• [Exercise goal]:
Without the pictures, return all of the material exactly as written.
┌────────
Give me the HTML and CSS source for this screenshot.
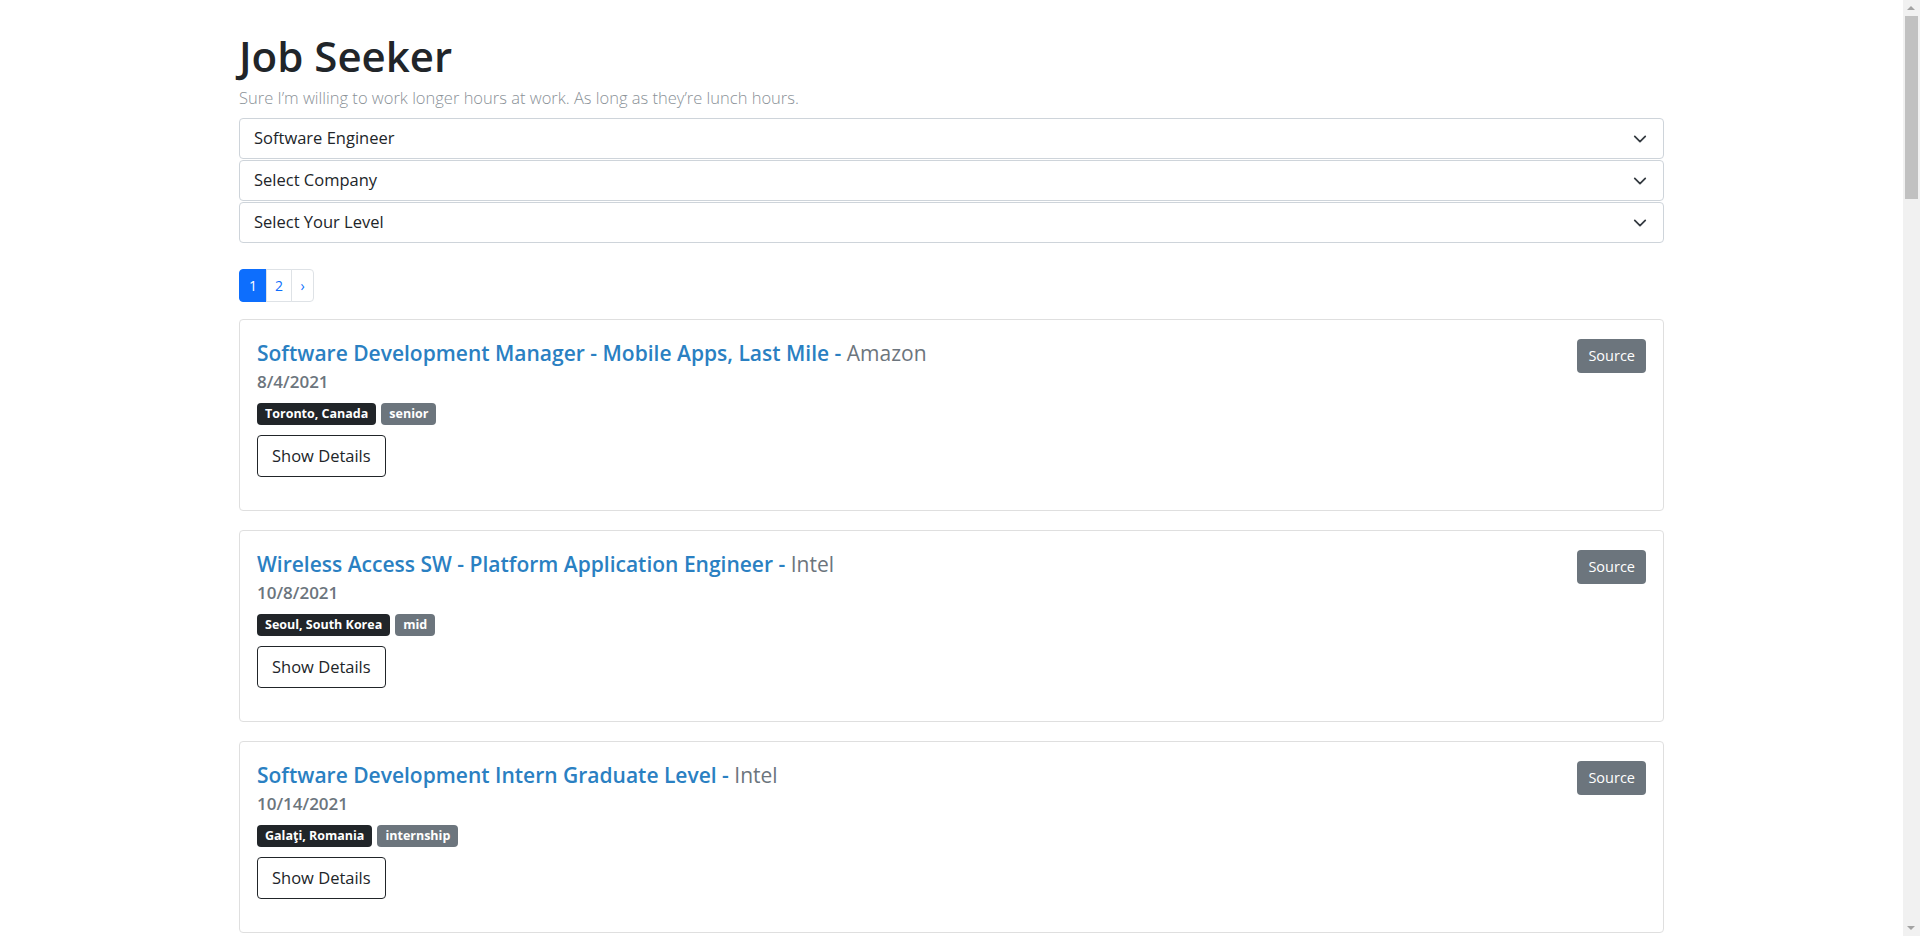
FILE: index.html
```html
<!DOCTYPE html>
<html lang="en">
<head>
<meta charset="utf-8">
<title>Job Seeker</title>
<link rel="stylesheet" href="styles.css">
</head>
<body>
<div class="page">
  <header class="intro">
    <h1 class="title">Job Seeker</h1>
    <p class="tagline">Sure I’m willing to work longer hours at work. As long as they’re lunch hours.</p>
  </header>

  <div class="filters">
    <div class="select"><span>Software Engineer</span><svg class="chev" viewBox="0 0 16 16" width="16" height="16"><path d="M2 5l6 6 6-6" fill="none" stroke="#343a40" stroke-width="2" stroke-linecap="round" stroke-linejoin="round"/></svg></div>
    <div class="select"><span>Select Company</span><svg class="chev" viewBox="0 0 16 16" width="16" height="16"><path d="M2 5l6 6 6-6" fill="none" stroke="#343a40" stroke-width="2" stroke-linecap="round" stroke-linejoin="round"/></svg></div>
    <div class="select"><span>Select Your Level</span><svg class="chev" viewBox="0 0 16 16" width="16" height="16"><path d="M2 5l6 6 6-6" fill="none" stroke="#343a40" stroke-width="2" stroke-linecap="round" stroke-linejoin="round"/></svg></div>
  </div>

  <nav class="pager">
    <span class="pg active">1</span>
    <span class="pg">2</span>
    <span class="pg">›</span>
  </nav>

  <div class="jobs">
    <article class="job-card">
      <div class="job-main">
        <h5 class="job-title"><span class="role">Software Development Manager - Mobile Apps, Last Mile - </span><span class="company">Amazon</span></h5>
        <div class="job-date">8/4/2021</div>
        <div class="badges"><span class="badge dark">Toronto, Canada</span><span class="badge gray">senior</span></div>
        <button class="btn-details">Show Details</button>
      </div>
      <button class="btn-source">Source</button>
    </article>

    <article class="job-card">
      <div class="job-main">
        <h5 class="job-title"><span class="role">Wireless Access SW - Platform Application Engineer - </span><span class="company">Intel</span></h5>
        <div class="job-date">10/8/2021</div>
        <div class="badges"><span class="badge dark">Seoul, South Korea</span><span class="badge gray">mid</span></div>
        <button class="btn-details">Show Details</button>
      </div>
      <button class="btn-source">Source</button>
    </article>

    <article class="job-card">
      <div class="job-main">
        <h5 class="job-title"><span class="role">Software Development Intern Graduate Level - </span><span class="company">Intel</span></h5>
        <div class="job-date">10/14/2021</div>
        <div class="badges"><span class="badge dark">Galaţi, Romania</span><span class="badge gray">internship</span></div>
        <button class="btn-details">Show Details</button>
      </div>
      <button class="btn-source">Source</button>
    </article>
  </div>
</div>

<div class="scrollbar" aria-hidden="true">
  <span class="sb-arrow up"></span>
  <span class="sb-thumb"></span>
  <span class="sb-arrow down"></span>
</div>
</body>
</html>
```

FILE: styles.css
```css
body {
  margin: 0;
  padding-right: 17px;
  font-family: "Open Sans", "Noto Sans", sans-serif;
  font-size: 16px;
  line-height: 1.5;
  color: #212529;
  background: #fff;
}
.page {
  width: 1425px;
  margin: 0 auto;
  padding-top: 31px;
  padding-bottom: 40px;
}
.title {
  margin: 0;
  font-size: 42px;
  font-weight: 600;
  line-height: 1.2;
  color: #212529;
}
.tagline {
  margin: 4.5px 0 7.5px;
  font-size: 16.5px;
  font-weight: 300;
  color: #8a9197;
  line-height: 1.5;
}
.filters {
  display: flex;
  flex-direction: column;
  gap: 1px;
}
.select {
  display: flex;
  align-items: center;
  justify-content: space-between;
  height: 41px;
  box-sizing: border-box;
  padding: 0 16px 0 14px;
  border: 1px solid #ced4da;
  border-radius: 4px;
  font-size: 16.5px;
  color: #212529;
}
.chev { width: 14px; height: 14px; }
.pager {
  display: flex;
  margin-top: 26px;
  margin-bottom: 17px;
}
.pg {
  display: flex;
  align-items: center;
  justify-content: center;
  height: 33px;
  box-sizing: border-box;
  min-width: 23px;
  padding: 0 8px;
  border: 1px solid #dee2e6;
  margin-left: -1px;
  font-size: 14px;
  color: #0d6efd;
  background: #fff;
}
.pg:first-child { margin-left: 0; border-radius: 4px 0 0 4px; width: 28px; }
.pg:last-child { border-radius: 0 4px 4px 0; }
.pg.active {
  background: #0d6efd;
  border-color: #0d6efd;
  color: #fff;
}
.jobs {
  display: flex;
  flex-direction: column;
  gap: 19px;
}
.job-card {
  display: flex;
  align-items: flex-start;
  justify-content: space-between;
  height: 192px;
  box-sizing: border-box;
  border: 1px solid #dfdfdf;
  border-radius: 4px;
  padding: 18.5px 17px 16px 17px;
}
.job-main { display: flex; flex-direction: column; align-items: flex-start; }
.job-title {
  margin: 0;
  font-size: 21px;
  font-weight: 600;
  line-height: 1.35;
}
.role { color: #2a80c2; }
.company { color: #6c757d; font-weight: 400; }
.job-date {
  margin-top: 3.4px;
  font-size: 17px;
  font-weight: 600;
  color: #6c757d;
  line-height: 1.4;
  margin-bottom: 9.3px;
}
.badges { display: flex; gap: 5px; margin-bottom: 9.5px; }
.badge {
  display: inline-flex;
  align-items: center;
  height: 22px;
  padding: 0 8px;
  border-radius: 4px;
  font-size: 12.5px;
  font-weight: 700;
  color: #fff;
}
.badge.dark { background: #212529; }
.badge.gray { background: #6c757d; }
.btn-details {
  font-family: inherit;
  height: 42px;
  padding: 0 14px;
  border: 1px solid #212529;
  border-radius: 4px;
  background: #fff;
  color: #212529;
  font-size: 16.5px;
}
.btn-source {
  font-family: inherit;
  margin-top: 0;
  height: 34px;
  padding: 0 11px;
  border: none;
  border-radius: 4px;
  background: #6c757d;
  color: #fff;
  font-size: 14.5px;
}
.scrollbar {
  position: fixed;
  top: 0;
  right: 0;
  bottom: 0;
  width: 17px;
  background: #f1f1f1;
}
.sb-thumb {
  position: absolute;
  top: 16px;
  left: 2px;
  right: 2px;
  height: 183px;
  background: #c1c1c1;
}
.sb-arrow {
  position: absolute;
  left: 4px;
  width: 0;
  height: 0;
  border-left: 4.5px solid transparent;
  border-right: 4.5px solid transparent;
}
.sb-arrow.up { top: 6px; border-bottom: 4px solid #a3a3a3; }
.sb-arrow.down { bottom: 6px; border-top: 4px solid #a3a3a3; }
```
└────────
• [Output of the task]:
Give me the HTML and CSS source for this screenshot.
FILE: index.html
```html
<!DOCTYPE html>
<html lang="en">
<head>
<meta charset="utf-8">
<title>Job Seeker</title>
<link rel="stylesheet" href="styles.css">
</head>
<body>
<div class="page">
  <header class="intro">
    <h1 class="title">Job Seeker</h1>
    <p class="tagline">Sure I’m willing to work longer hours at work. As long as they’re lunch hours.</p>
  </header>

  <div class="filters">
    <div class="select"><span>Software Engineer</span><svg class="chev" viewBox="0 0 16 16" width="16" height="16"><path d="M2 5l6 6 6-6" fill="none" stroke="#343a40" stroke-width="2" stroke-linecap="round" stroke-linejoin="round"/></svg></div>
    <div class="select"><span>Select Company</span><svg class="chev" viewBox="0 0 16 16" width="16" height="16"><path d="M2 5l6 6 6-6" fill="none" stroke="#343a40" stroke-width="2" stroke-linecap="round" stroke-linejoin="round"/></svg></div>
    <div class="select"><span>Select Your Level</span><svg class="chev" viewBox="0 0 16 16" width="16" height="16"><path d="M2 5l6 6 6-6" fill="none" stroke="#343a40" stroke-width="2" stroke-linecap="round" stroke-linejoin="round"/></svg></div>
  </div>

  <nav class="pager">
    <span class="pg active">1</span>
    <span class="pg">2</span>
    <span class="pg">›</span>
  </nav>

  <div class="jobs">
    <article class="job-card">
      <div class="job-main">
        <h5 class="job-title"><span class="role">Software Development Manager - Mobile Apps, Last Mile - </span><span class="company">Amazon</span></h5>
        <div class="job-date">8/4/2021</div>
        <div class="badges"><span class="badge dark">Toronto, Canada</span><span class="badge gray">senior</span></div>
        <button class="btn-details">Show Details</button>
      </div>
      <button class="btn-source">Source</button>
    </article>

    <article class="job-card">
      <div class="job-main">
        <h5 class="job-title"><span class="role">Wireless Access SW - Platform Application Engineer - </span><span class="company">Intel</span></h5>
        <div class="job-date">10/8/2021</div>
        <div class="badges"><span class="badge dark">Seoul, South Korea</span><span class="badge gray">mid</span></div>
        <button class="btn-details">Show Details</button>
      </div>
      <button class="btn-source">Source</button>
    </article>

    <article class="job-card">
      <div class="job-main">
        <h5 class="job-title"><span class="role">Software Development Intern Graduate Level - </span><span class="company">Intel</span></h5>
        <div class="job-date">10/14/2021</div>
        <div class="badges"><span class="badge dark">Galaţi, Romania</span><span class="badge gray">internship</span></div>
        <button class="btn-details">Show Details</button>
      </div>
      <button class="btn-source">Source</button>
    </article>
  </div>
</div>

<div class="scrollbar" aria-hidden="true">
  <span class="sb-arrow up"></span>
  <span class="sb-thumb"></span>
  <span class="sb-arrow down"></span>
</div>
</body>
</html>
```

FILE: styles.css
```css
body {
  margin: 0;
  padding-right: 17px;
  font-family: "Open Sans", "Noto Sans", sans-serif;
  font-size: 16px;
  line-height: 1.5;
  color: #212529;
  background: #fff;
}
.page {
  width: 1425px;
  margin: 0 auto;
  padding-top: 31px;
  padding-bottom: 40px;
}
.title {
  margin: 0;
  font-size: 42px;
  font-weight: 600;
  line-height: 1.2;
  color: #212529;
}
.tagline {
  margin: 4.5px 0 7.5px;
  font-size: 16.5px;
  font-weight: 300;
  color: #8a9197;
  line-height: 1.5;
}
.filters {
  display: flex;
  flex-direction: column;
  gap: 1px;
}
.select {
  display: flex;
  align-items: center;
  justify-content: space-between;
  height: 41px;
  box-sizing: border-box;
  padding: 0 16px 0 14px;
  border: 1px solid #ced4da;
  border-radius: 4px;
  font-size: 16.5px;
  color: #212529;
}
.chev { width: 14px; height: 14px; }
.pager {
  display: flex;
  margin-top: 26px;
  margin-bottom: 17px;
}
.pg {
  display: flex;
  align-items: center;
  justify-content: center;
  height: 33px;
  box-sizing: border-box;
  min-width: 23px;
  padding: 0 8px;
  border: 1px solid #dee2e6;
  margin-left: -1px;
  font-size: 14px;
  color: #0d6efd;
  background: #fff;
}
.pg:first-child { margin-left: 0; border-radius: 4px 0 0 4px; width: 28px; }
.pg:last-child { border-radius: 0 4px 4px 0; }
.pg.active {
  background: #0d6efd;
  border-color: #0d6efd;
  color: #fff;
}
.jobs {
  display: flex;
  flex-direction: column;
  gap: 19px;
}
.job-card {
  display: flex;
  align-items: flex-start;
  justify-content: space-between;
  height: 192px;
  box-sizing: border-box;
  border: 1px solid #dfdfdf;
  border-radius: 4px;
  padding: 18.5px 17px 16px 17px;
}
.job-main { display: flex; flex-direction: column; align-items: flex-start; }
.job-title {
  margin: 0;
  font-size: 21px;
  font-weight: 600;
  line-height: 1.35;
}
.role { color: #2a80c2; }
.company { color: #6c757d; font-weight: 400; }
.job-date {
  margin-top: 3.4px;
  font-size: 17px;
  font-weight: 600;
  color: #6c757d;
  line-height: 1.4;
  margin-bottom: 9.3px;
}
.badges { display: flex; gap: 5px; margin-bottom: 9.5px; }
.badge {
  display: inline-flex;
  align-items: center;
  height: 22px;
  padding: 0 8px;
  border-radius: 4px;
  font-size: 12.5px;
  font-weight: 700;
  color: #fff;
}
.badge.dark { background: #212529; }
.badge.gray { background: #6c757d; }
.btn-details {
  font-family: inherit;
  height: 42px;
  padding: 0 14px;
  border: 1px solid #212529;
  border-radius: 4px;
  background: #fff;
  color: #212529;
  font-size: 16.5px;
}
.btn-source {
  font-family: inherit;
  margin-top: 0;
  height: 34px;
  padding: 0 11px;
  border: none;
  border-radius: 4px;
  background: #6c757d;
  color: #fff;
  font-size: 14.5px;
}
.scrollbar {
  position: fixed;
  top: 0;
  right: 0;
  bottom: 0;
  width: 17px;
  background: #f1f1f1;
}
.sb-thumb {
  position: absolute;
  top: 16px;
  left: 2px;
  right: 2px;
  height: 183px;
  background: #c1c1c1;
}
.sb-arrow {
  position: absolute;
  left: 4px;
  width: 0;
  height: 0;
  border-left: 4.5px solid transparent;
  border-right: 4.5px solid transparent;
}
.sb-arrow.up { top: 6px; border-bottom: 4px solid #a3a3a3; }
.sb-arrow.down { bottom: 6px; border-top: 4px solid #a3a3a3; }
```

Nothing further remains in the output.